Items listed in a dataset
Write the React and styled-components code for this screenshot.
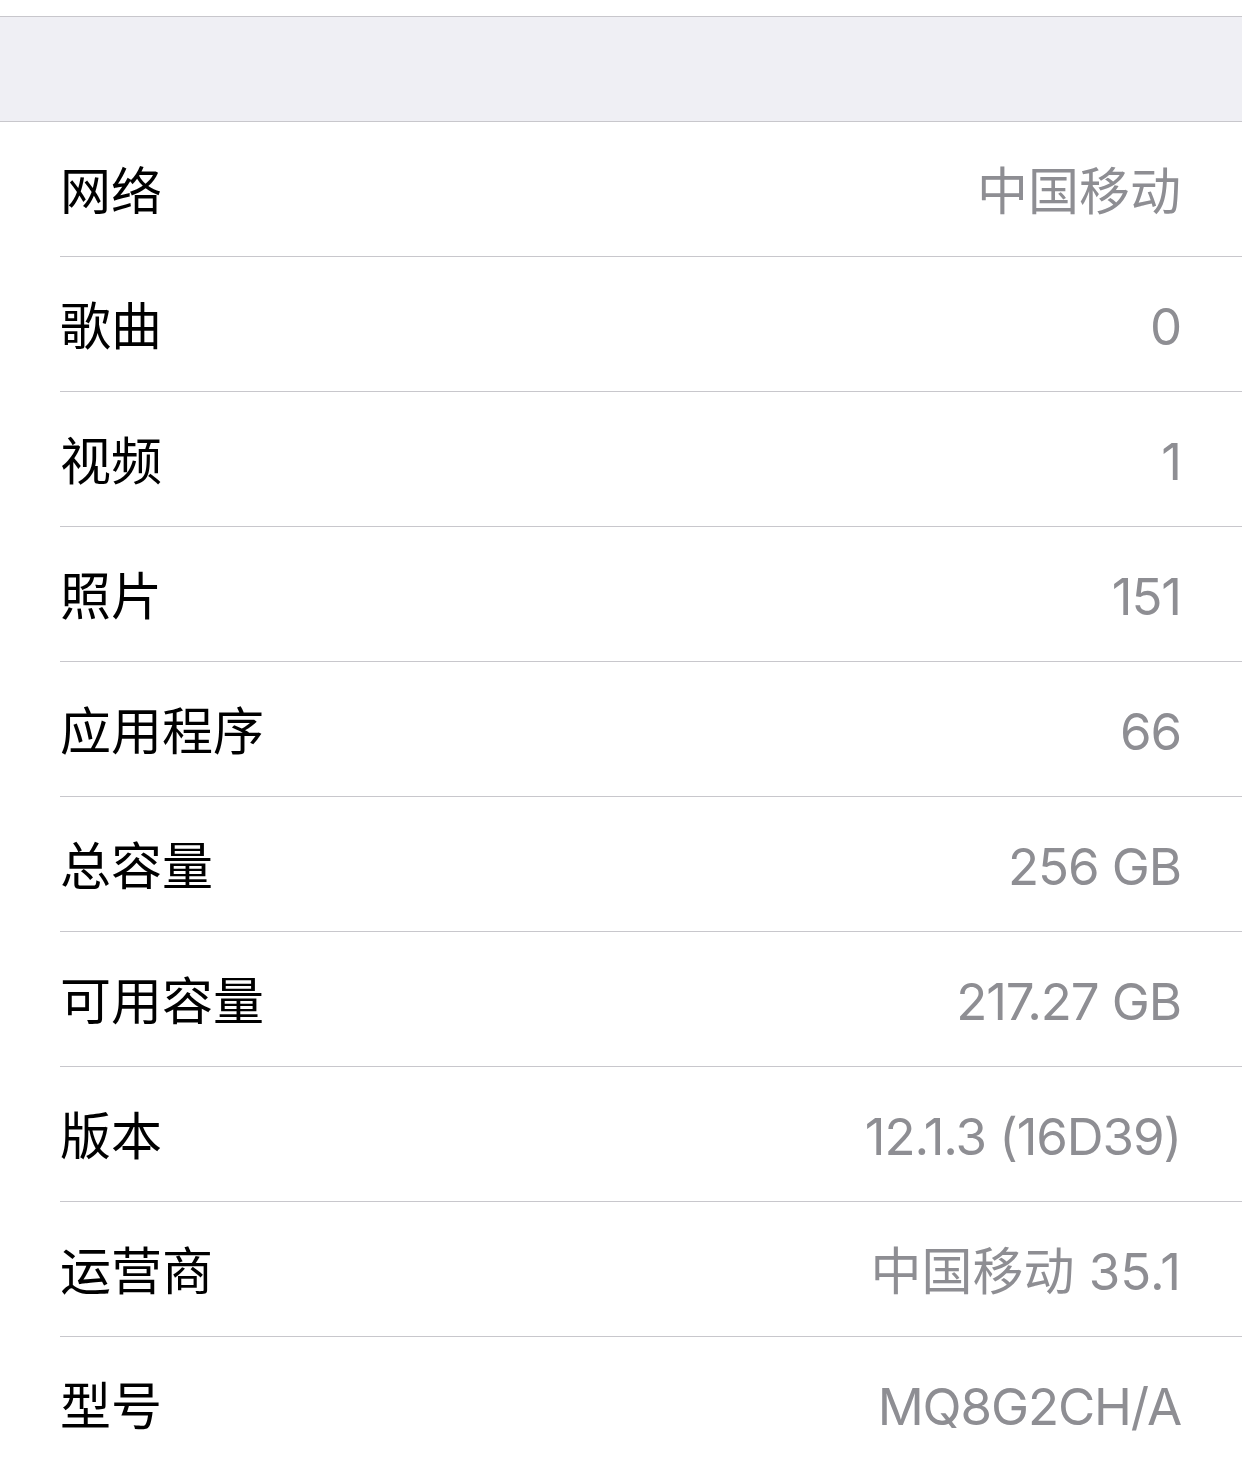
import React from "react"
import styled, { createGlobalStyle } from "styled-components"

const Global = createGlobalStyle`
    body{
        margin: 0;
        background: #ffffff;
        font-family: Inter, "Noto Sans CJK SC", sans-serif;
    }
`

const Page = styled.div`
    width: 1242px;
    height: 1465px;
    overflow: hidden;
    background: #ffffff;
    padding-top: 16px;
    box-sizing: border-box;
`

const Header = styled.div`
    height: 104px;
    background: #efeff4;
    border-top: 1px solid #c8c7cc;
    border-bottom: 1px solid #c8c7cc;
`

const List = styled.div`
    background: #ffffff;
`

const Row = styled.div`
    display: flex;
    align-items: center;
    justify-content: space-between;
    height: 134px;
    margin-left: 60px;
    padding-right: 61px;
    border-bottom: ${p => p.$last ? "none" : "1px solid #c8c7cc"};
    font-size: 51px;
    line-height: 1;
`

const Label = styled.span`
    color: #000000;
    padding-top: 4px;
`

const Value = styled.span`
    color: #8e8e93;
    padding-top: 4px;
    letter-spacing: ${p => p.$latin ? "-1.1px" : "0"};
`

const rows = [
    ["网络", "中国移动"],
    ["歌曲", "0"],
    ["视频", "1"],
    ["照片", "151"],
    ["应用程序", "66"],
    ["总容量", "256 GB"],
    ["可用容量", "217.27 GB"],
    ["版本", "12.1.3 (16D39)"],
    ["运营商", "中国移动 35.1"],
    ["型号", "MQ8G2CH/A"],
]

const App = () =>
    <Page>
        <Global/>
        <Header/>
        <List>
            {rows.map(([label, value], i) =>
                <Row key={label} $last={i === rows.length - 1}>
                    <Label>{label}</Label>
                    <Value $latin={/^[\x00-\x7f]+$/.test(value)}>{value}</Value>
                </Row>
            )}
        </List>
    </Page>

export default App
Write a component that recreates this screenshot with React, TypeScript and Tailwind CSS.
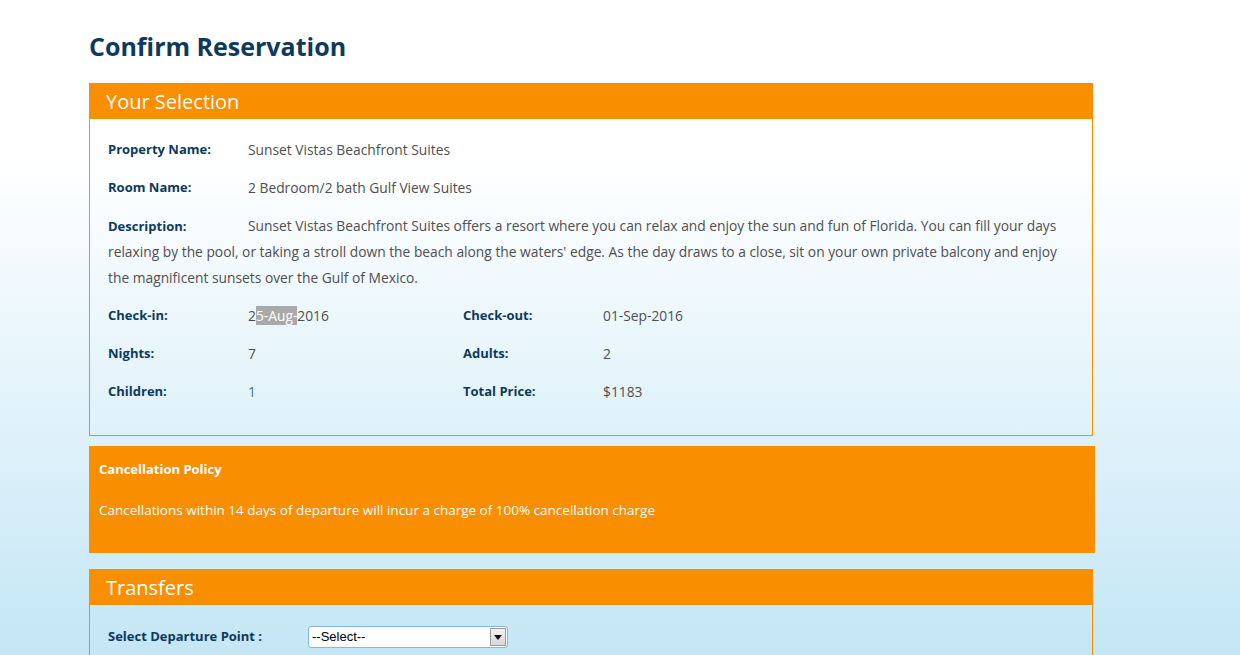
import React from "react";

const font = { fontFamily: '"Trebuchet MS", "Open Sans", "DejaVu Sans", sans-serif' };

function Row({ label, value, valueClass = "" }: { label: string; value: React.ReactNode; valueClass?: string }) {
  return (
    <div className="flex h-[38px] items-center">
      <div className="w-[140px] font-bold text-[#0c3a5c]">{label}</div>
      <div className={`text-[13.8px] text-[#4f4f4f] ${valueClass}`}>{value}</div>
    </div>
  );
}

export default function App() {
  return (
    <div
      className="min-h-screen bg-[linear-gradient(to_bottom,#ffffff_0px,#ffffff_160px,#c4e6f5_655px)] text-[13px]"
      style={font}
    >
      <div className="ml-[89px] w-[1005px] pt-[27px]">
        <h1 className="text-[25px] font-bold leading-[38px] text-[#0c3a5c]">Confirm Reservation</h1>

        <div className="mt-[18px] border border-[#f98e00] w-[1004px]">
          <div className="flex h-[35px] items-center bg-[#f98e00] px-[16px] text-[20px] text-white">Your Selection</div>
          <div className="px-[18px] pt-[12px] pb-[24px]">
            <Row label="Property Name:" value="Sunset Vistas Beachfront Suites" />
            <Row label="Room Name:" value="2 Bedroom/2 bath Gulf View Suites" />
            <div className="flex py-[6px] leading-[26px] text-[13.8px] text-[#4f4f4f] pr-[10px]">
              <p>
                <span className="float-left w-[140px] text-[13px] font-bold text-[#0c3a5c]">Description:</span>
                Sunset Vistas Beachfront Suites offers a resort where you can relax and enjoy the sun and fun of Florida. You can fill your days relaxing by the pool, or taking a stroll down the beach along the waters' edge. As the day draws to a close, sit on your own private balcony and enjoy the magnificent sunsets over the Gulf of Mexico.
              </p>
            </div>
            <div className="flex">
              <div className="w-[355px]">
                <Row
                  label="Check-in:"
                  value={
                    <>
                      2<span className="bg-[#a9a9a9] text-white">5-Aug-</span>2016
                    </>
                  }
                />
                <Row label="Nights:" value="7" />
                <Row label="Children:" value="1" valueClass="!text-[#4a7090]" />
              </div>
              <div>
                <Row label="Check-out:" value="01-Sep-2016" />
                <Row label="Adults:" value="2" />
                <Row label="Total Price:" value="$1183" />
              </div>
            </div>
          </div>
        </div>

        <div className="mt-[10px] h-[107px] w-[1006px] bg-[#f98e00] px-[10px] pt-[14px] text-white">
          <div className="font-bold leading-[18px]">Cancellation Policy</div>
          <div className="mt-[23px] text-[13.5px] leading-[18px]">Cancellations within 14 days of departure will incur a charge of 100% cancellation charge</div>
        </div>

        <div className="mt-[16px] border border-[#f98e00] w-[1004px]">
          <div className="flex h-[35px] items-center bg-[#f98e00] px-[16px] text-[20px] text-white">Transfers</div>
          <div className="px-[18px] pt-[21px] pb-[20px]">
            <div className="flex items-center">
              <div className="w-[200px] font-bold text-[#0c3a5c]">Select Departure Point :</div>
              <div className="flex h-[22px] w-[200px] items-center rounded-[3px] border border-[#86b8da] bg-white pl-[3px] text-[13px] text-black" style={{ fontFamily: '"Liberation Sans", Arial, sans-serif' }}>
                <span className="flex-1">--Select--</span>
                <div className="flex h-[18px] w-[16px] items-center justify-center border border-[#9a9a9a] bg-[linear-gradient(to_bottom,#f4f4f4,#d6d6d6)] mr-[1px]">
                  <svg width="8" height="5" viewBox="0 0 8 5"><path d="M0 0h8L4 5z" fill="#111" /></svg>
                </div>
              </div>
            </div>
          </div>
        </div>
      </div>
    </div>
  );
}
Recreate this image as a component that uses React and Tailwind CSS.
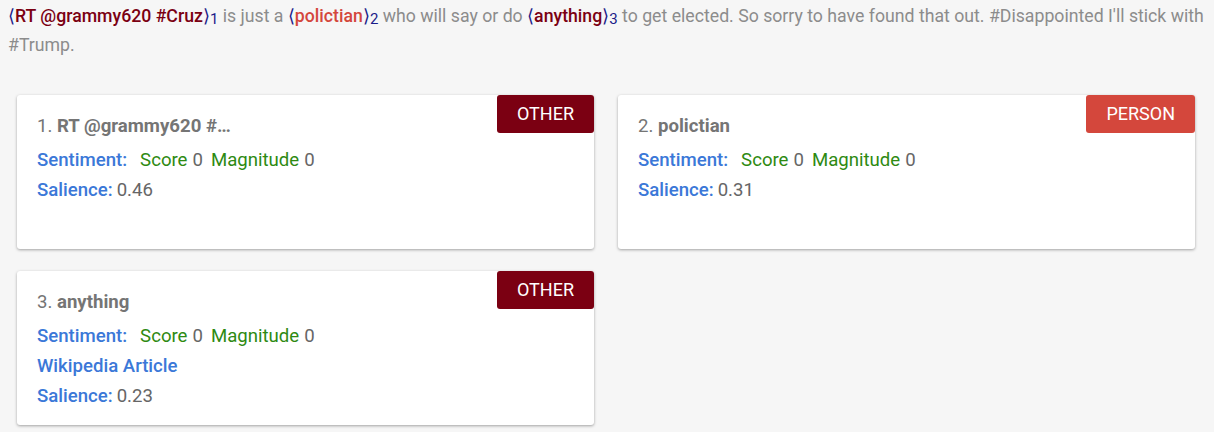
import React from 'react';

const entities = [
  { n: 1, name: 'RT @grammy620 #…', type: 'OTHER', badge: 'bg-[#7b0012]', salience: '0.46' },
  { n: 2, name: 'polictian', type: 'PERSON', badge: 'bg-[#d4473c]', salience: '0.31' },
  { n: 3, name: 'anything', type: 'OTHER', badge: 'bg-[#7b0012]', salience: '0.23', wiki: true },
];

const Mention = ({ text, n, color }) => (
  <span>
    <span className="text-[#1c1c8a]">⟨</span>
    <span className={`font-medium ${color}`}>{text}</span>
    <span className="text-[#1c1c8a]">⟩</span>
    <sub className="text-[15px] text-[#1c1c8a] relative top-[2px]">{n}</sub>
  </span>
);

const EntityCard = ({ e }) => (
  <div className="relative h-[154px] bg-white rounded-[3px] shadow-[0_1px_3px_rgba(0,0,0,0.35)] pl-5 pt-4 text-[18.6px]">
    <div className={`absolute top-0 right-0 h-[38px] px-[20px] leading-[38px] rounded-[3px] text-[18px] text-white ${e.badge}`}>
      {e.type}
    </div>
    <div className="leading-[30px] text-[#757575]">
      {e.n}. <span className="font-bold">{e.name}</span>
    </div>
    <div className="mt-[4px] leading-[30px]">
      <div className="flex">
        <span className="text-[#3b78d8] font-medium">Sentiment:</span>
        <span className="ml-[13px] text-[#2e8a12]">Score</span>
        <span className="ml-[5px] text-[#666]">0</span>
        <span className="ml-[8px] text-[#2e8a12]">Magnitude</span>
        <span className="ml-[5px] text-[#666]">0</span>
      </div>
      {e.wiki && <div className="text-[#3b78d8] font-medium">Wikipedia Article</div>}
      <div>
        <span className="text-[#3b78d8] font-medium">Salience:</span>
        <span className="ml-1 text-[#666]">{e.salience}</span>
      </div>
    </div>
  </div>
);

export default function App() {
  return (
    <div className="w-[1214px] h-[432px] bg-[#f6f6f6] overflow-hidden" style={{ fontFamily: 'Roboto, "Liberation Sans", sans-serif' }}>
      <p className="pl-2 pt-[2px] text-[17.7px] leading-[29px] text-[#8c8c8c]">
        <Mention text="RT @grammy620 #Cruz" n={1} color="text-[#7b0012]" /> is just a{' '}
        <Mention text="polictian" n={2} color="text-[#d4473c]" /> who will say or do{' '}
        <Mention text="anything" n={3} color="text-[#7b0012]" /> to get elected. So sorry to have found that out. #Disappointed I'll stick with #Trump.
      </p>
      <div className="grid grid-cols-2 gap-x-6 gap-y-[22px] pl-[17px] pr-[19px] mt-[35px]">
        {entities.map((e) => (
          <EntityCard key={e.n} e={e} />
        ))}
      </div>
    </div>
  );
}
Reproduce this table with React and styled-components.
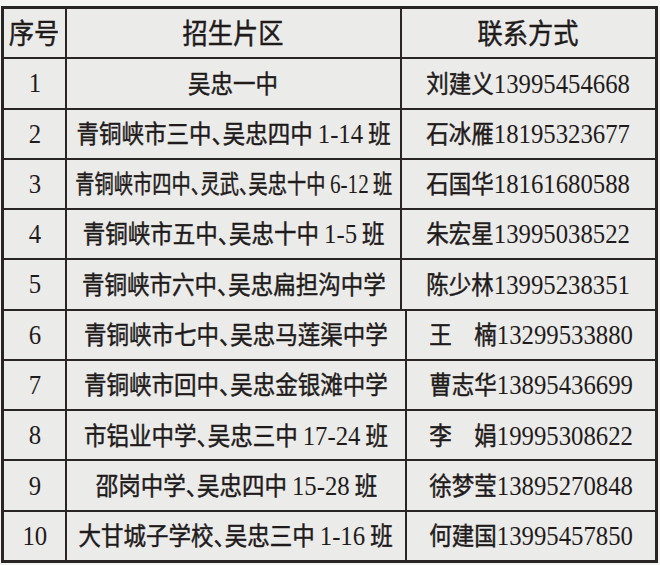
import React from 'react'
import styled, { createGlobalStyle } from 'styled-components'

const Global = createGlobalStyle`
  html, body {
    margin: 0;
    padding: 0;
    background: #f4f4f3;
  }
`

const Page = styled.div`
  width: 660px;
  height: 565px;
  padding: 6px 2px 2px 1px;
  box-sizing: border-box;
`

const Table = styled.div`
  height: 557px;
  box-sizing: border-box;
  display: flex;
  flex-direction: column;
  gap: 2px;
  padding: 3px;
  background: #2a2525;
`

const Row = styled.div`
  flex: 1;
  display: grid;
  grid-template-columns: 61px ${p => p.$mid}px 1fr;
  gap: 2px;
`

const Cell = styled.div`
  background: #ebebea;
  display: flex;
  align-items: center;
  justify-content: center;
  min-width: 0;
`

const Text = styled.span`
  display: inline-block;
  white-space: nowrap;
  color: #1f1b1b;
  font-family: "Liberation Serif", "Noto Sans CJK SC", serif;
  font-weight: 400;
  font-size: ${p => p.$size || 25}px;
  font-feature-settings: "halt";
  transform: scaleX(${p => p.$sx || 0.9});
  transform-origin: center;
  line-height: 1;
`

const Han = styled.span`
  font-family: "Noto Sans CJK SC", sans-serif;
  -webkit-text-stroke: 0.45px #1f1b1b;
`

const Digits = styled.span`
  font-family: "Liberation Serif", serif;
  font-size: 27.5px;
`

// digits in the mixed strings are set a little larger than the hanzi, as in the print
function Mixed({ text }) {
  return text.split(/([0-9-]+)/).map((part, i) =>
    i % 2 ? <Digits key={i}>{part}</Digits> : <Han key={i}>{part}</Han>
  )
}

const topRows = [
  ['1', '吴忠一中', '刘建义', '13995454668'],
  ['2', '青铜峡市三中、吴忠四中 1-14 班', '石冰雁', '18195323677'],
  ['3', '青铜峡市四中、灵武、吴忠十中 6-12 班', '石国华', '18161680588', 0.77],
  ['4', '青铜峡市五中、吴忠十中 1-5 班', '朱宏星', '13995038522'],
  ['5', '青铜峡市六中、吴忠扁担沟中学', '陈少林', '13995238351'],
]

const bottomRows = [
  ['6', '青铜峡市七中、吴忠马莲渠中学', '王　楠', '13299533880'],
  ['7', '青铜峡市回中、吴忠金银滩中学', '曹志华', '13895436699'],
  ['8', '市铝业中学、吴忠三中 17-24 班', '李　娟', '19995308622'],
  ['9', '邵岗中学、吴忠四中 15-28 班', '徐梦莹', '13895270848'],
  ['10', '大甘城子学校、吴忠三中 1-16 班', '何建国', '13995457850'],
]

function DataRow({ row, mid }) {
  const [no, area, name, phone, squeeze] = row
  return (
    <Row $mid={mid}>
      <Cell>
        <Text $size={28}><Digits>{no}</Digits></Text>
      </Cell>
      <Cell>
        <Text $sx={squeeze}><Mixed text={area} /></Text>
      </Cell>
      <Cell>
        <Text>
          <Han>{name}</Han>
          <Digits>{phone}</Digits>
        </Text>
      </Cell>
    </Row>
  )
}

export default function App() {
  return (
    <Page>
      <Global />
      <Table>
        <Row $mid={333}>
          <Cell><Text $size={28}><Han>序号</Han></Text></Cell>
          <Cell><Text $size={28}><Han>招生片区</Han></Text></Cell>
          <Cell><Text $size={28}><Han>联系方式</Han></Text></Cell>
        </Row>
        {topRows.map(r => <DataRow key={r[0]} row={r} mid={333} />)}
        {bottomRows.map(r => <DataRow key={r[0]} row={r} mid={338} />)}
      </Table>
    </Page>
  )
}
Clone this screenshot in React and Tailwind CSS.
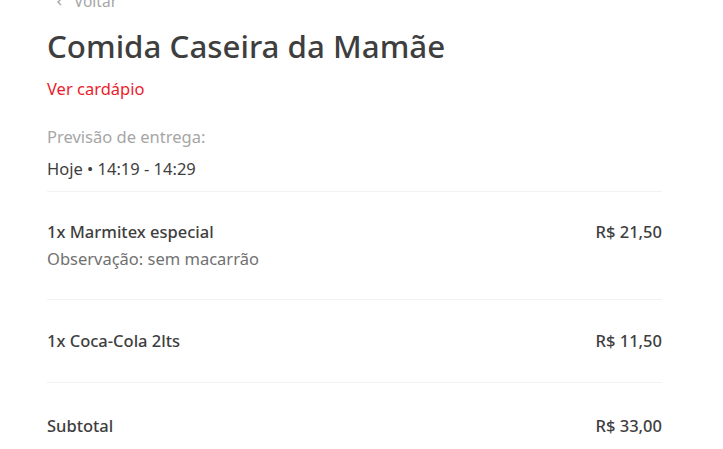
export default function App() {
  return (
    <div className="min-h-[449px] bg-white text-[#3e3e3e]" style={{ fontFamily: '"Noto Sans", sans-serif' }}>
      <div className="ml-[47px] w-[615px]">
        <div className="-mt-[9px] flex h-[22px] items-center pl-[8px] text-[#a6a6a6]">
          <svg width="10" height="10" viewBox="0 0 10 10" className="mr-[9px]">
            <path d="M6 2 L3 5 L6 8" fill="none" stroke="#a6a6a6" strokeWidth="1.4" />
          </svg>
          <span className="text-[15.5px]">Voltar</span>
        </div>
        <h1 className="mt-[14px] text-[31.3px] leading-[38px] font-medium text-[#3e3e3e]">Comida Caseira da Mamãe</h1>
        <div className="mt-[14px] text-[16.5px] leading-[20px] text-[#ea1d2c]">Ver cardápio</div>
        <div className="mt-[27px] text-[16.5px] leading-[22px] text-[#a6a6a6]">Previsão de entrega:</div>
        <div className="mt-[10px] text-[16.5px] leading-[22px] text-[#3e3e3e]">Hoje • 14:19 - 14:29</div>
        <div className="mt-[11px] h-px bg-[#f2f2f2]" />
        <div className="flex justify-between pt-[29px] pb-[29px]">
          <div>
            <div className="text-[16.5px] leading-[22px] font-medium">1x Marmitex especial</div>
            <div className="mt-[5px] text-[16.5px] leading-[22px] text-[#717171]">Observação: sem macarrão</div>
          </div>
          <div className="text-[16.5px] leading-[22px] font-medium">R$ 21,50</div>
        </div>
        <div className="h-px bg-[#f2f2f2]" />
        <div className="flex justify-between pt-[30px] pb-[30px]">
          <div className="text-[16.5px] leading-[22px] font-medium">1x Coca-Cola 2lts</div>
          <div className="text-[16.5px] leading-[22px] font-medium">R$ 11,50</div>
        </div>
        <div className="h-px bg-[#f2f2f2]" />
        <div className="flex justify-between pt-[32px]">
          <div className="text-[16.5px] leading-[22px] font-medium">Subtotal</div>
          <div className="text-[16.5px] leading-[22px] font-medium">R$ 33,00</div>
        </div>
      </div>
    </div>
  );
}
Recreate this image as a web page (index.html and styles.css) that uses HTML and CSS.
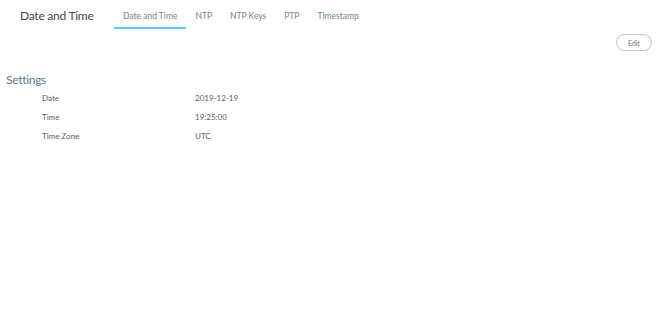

Problem requirements. Only a number is wanted here: how many lines in the data above include the string "Write"?

The reply. 2